Skepticism is widely understood to be the refusal to believe something without evidence. But this is not the whole story. The flip side of skepticism is the refusal to disbelieve something for which compelling evidence exists.

Galileo provided a fantastic example of this aspect of skepticism. His telescope and calculations presented unmistakable evidence for heliocentricity. Although he officially recanted (on pain of death), he took his knowledge to the grave with him. In his heart, he absolutely refused to relinquish his belief in the evidence presented to him by his senses and reasoning mind.

But it’s not one or the other. Since new discoveries are always possible, absolute certainty of the truth or falsehood of any proposition is inappropriate.
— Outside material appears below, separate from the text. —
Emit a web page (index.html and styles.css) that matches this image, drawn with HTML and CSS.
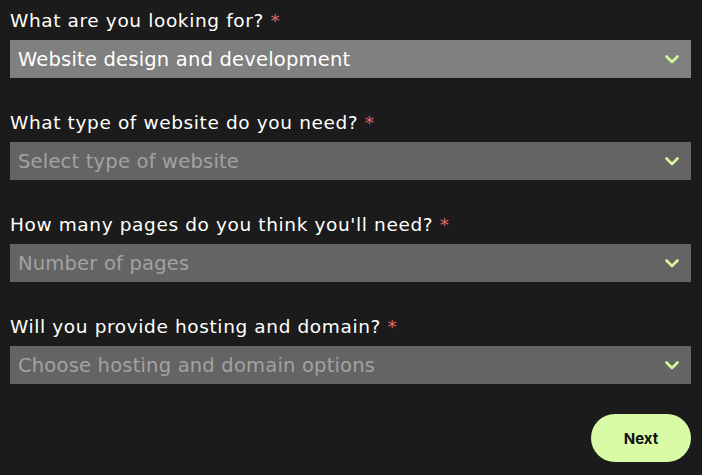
FILE: index.html
```html
<!DOCTYPE html>
<html lang="en">
<head>
<meta charset="utf-8">
<title>Project form</title>
<link rel="stylesheet" href="styles.css">
</head>
<body>
<form class="form">
  <div class="field">
    <div class="label">What are you looking for? <span class="req">*</span></div>
    <div class="select filled">
      <span class="value">Website design and development</span>
      <svg class="chev" width="14" height="9" viewBox="0 0 14 9"><path d="M1.5 1.5 L7 7 L12.5 1.5" fill="none" stroke="#d6f79c" stroke-width="2.6" stroke-linecap="round" stroke-linejoin="round"/></svg>
    </div>
  </div>
  <div class="field">
    <div class="label">What type of website do you need? <span class="req">*</span></div>
    <div class="select">
      <span class="value placeholder">Select type of website</span>
      <svg class="chev" width="14" height="9" viewBox="0 0 14 9"><path d="M1.5 1.5 L7 7 L12.5 1.5" fill="none" stroke="#d6f79c" stroke-width="2.6" stroke-linecap="round" stroke-linejoin="round"/></svg>
    </div>
  </div>
  <div class="field">
    <div class="label">How many pages do you think you'll need? <span class="req">*</span></div>
    <div class="select">
      <span class="value placeholder">Number of pages</span>
      <svg class="chev" width="14" height="9" viewBox="0 0 14 9"><path d="M1.5 1.5 L7 7 L12.5 1.5" fill="none" stroke="#d6f79c" stroke-width="2.6" stroke-linecap="round" stroke-linejoin="round"/></svg>
    </div>
  </div>
  <div class="field">
    <div class="label">Will you provide hosting and domain? <span class="req">*</span></div>
    <div class="select">
      <span class="value placeholder">Choose hosting and domain options</span>
      <svg class="chev" width="14" height="9" viewBox="0 0 14 9"><path d="M1.5 1.5 L7 7 L12.5 1.5" fill="none" stroke="#d6f79c" stroke-width="2.6" stroke-linecap="round" stroke-linejoin="round"/></svg>
    </div>
  </div>
  <div class="actions">
    <button type="button" class="next">Next</button>
  </div>
</form>
</body>
</html>
```

FILE: styles.css
```css
html, body {
  margin: 0;
  padding: 0;
  background: #1b1b1b;
}
body {
  font-family: "DejaVu Sans", "Open Sans", sans-serif;
  color: #ffffff;
}
.form {
  padding: 8px 11px 0 10px;
  display: flex;
  flex-direction: column;
  gap: 32px;
}
.field {
  display: flex;
  flex-direction: column;
  gap: 6px;
}
.label {
  font-size: 18.5px;
  line-height: 26px;
  height: 26px;
  letter-spacing: 0.62px;
}
.req {
  color: #e06a6a;
}
.select {
  height: 38px;
  background: #646464;
  display: flex;
  align-items: center;
  justify-content: space-between;
  padding: 0 12px 0 8px;
}
.select.filled {
  background: #808080;
}
.value {
  font-size: 19.5px;
  color: #ffffff;
  letter-spacing: 0.2px;
}
.value.placeholder {
  color: #a2a2a2;
}
.chev {
  display: block;
}
.actions {
  display: flex;
  justify-content: flex-end;
  margin-top: -2px;
}
.next {
  width: 100px;
  height: 48px;
  border: none;
  border-radius: 24px;
  background: #d9fba6;
  color: #111111;
  font-family: "Inter", "Liberation Sans", sans-serif;
  font-weight: 700;
  font-size: 15px;
}
```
Certainty can only properly be held in degrees, and reason demands that the degree of certainty be proportionate to the amount of evidence for or against the proposition. That’s the “rational” aspect of rational skepticism.
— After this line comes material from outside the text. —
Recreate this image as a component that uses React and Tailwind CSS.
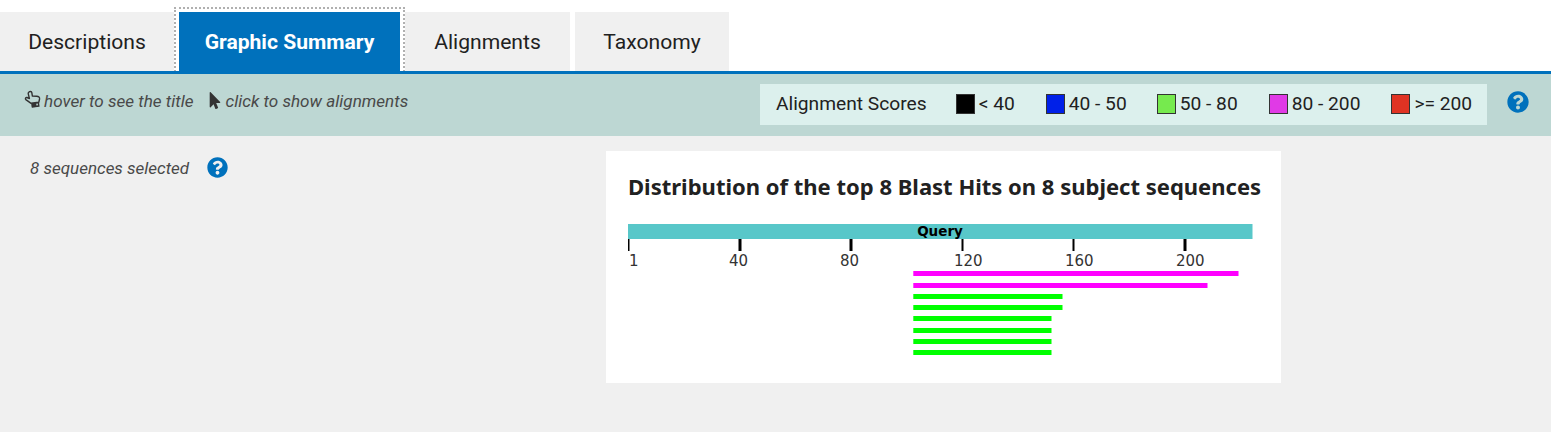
import React from "react";
import { FaMousePointer, FaQuestionCircle } from "react-icons/fa";

const tabs = [
  { label: "Descriptions", width: "w-[174px]" },
  { label: "Graphic Summary", width: "w-[221px]", active: true },
  { label: "Alignments", width: "w-[165px]" },
  { label: "Taxonomy", width: "w-[154px]" },
];

const legend = [
  { label: "< 40", color: "bg-[#000000]", gap: "ml-[29px]" },
  { label: "40 - 50", color: "bg-[#0020e8]", gap: "ml-[31px]" },
  { label: "50 - 80", color: "bg-[#76ea4e]", gap: "ml-[30px]" },
  { label: "80 - 200", color: "bg-[#e03ae6]", gap: "ml-[31px]" },
  { label: ">= 200", color: "bg-[#e03323]", gap: "ml-[31px]" },
];

const ticks = [
  { x: 628.5, w: 2, label: "1", lx: 629 },
  { x: 740, w: 3, label: "40", lx: 729 },
  { x: 851, w: 3, label: "80", lx: 840 },
  { x: 962.5, w: 2, label: "120", lx: 954 },
  { x: 1073.5, w: 2, label: "160", lx: 1065 },
  { x: 1185, w: 3, label: "200", lx: 1176 },
];

const hits = [
  { y: 271, end: 1238.5, color: "#ff00ff" },
  { y: 283, end: 1207.5, color: "#ff00ff" },
  { y: 294, end: 1062.5, color: "#00ff00" },
  { y: 305, end: 1062.5, color: "#00ff00" },
  { y: 316, end: 1051.5, color: "#00ff00" },
  { y: 328, end: 1051.5, color: "#00ff00" },
  { y: 339, end: 1051.5, color: "#00ff00" },
  { y: 350, end: 1051.5, color: "#00ff00" },
];

function HandIcon() {
  return (
    <svg width="18" height="18" viewBox="0 0 18 18" className="mt-[1px] shrink-0 -rotate-[8deg]">
      <path
        d="M6 1.5C7 .7 8.6 1.2 8.7 2.6L8.8 6l4.2.8c2 .4 3 1.5 2.5 3.1L14.3 13H6.5L1.8 8.6c-.8-.9.2-2.4 1.5-1.9L5.5 8 5 3C5 2.4 5.4 1.9 6 1.5Z"
        fill="none"
        stroke="#333"
        strokeWidth="1.4"
        strokeLinejoin="round"
      />
      <rect x="6.5" y="13" width="8" height="4.5" rx="0.5" fill="#333" />
      <rect x="11.5" y="14.2" width="1.6" height="1.6" fill="#bdd7d3" />
    </svg>
  );
}

function AlignmentChart() {
  // coordinates are page pixels, shifted by the chart's left and top edge
  const ox = 628;
  const oy = 223;
  return (
    <svg width="626" height="135" viewBox="0 0 626 135" className="block">
      <rect x="-0.5" y="1" width="625" height="15" fill="#58c7c9" />
      <text x="312" y="13" textAnchor="middle" fontFamily="'DejaVu Sans', sans-serif" fontWeight="700" fontSize="13.5" fill="#000">
        Query
      </text>
      {ticks.map((t) => (
        <g key={t.label}>
          <rect x={t.x - ox - t.w / 2} y="16" width={t.w} height="12" fill="#000" />
          <text x={t.lx - ox} y="43" fontFamily="'DejaVu Sans', sans-serif" fontSize="15" fill="#333">
            {t.label}
          </text>
        </g>
      ))}
      {hits.map((h) => (
        <rect key={h.y} x={913.3 - ox} y={h.y - oy} width={h.end - 913.3} height="5" fill={h.color} />
      ))}
    </svg>
  );
}

export default function App() {
  return (
    <div className="h-[432px] w-[1551px] overflow-hidden bg-white font-['Roboto',sans-serif]">
      <div className="flex h-[71px] items-end gap-[5px] pt-[12px]">
        {tabs.map((tab) => (
          <div
            key={tab.label}
            className={`flex h-[59px] items-center justify-center pt-[1px] text-[21.1px] ${tab.width} ${
              tab.active
                ? "bg-[#0071bc] font-bold text-white outline-2 outline-dotted outline-offset-3 outline-[#b0b0b0]"
                : "bg-[#f0f0f0] text-[#212121]"
            }`}
          >
            {tab.label}
          </div>
        ))}
      </div>

      <div className="relative flex h-[65px] border-t-[3px] border-[#0071bc] bg-[#bdd7d3]">
        <div className="flex items-start pl-[24px] pt-[15px] text-[17.1px] italic text-[#494949]">
          <HandIcon />
          <span className="ml-[2px]">hover to see the title</span>
          <FaMousePointer className="ml-[16px] mt-[3px] h-[17px] w-[12px] text-[#333]" />
          <span className="ml-[4px]">click to show alignments</span>
        </div>
        <div className="ml-auto flex items-start">
          <div className="mt-[10px] flex h-[41px] w-[727px] items-center bg-[#dcf0ed] pl-[16px] pb-[1px] text-[19.2px] text-[#212121]">
            <span>Alignment Scores</span>
            {legend.map((item) => (
              <div key={item.label} className={`flex items-center ${item.gap}`}>
                <span className={`h-[20px] w-[19px] border border-[#333] ${item.color}`} />
                <span className="ml-[4px]">{item.label}</span>
              </div>
            ))}
          </div>
          <FaQuestionCircle className="ml-[20px] mr-[22px] mt-[17px] h-[22px] w-[22px] text-[#0071bc]" />
        </div>
      </div>

      <div className="flex h-[296px] items-start bg-[#f0f0f0] pt-[15px]">
        <div className="flex w-[606px] items-center pl-[30px] pt-[5px] text-[17px] italic text-[#494949]">
          <span>8 sequences selected</span>
          <FaQuestionCircle className="ml-[18px] -mt-[3px] h-[21px] w-[21px] text-[#0071bc]" />
        </div>
        <div className="h-[232px] w-[675px] bg-white pl-[22px] pt-[19px]">
          <h2 className="font-['Noto_Sans',sans-serif] text-[22px] font-bold leading-[32px] whitespace-nowrap text-[#212121]">
            Distribution of the top 8 Blast Hits on 8 subject sequences
          </h2>
          <div className="mt-[21px]">
            <AlignmentChart />
          </div>
        </div>
      </div>
    </div>
  );
}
And that’s how I know PZ and his ilk do not understand skepticism. If they did, they would know that extreme skepticism would be nothing more than scaling your certainly with extreme precision. It would not merely be doubting, as they have described it, but rather extremely well-calibrated degrees of certainty.

And that would be great! I’d take extremely well-calibrated, extremely rational, extremely well-researched skepticism over normal, frivilous skepticism any day of the week.

The caricature of skepticism presented by PZ and celebrated by his cronies was all the evidence I needed to see that PZ Myers is a sham of a skeptic and no intellectual ally to anyone who values critical thought. He’s a fraud with a gossip column. That’s all he is.

Should rational skepticism be abandoned in emergency situations?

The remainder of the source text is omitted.